Wir entdecken die jungen Männer sofort. Mo fängt direkt an zu erzählen – in perfektem Deutsch. Wir sind etwas überrumpelt – auch von dem, was er erlebt hat. Gemeinsam mit einem vierten Bruder ist er vor anderthalb Jahren über die Balkanroute nach Deutschland gekommen. Er erzählt von einer Knarre am Kopf in einem Wald vor Österreich und nicht ausreichend Geld für den Schlepper.
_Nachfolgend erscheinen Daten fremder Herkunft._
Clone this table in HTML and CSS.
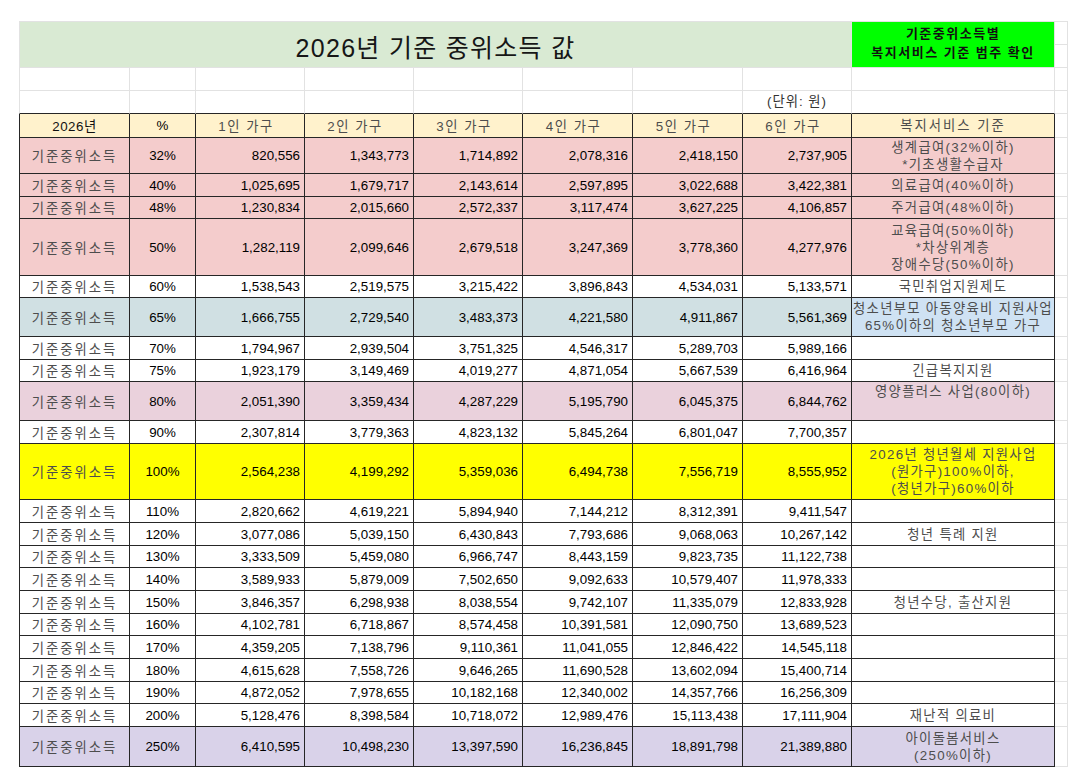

Solche Erlebnisse wollte Mo seinen kleineren Geschwistern ersparen – deswegen hat er über ein Jahr lang gekämpft, um Visa für Luay und den jüngsten Bruder Yamen zu bekommen, sodass sie jetzt mit dem Flugzeug einreisen durften. „Wir sind so froh, Mann!“, sagt er.

In einer gemütlichen Kneipe bestellen wir kurz darauf Alsterwasser und Mangosaft und drehen uns Zigaretten. Die drei Brüder haben lauter Fragen: „Was macht ihr hier in Berlin? Seid ihr ein Pärchen oder nur Freunde?“ Sie erzählen auch von ihren Plänen für die Zukunft. Die Brüder wollen unbedingt an die Uni und weiter studieren. Den ganzen Abend lang sprechen wir einen wilden Mix aus Deutsch und Englisch. Am Ende gehen wir beschwingt nach Hause – das Matching hat geklappt. Bis heute verabreden wir uns ungefähr alle zwei Wochen – zum Kochen, Kickern, Partys feiern. Inzwischen sind die Brüder „unsere Jungs“ und Teil unseres Berliner Freundeskreises. Wir reden über das Leben, Berlin oder die Liebe – und sprechen schon sechs Monate nach unserem ersten Treffen fast ausschließlich Deutsch. „Musterschüler“, lobt sich Luay immer selbst. Auch wir haben neben ein paar Fetzen Arabisch und der richtigen Technik für Rauchringe viel gelernt: zum Beispiel, dass Freundschaft nicht immer zufällig entstehen muss.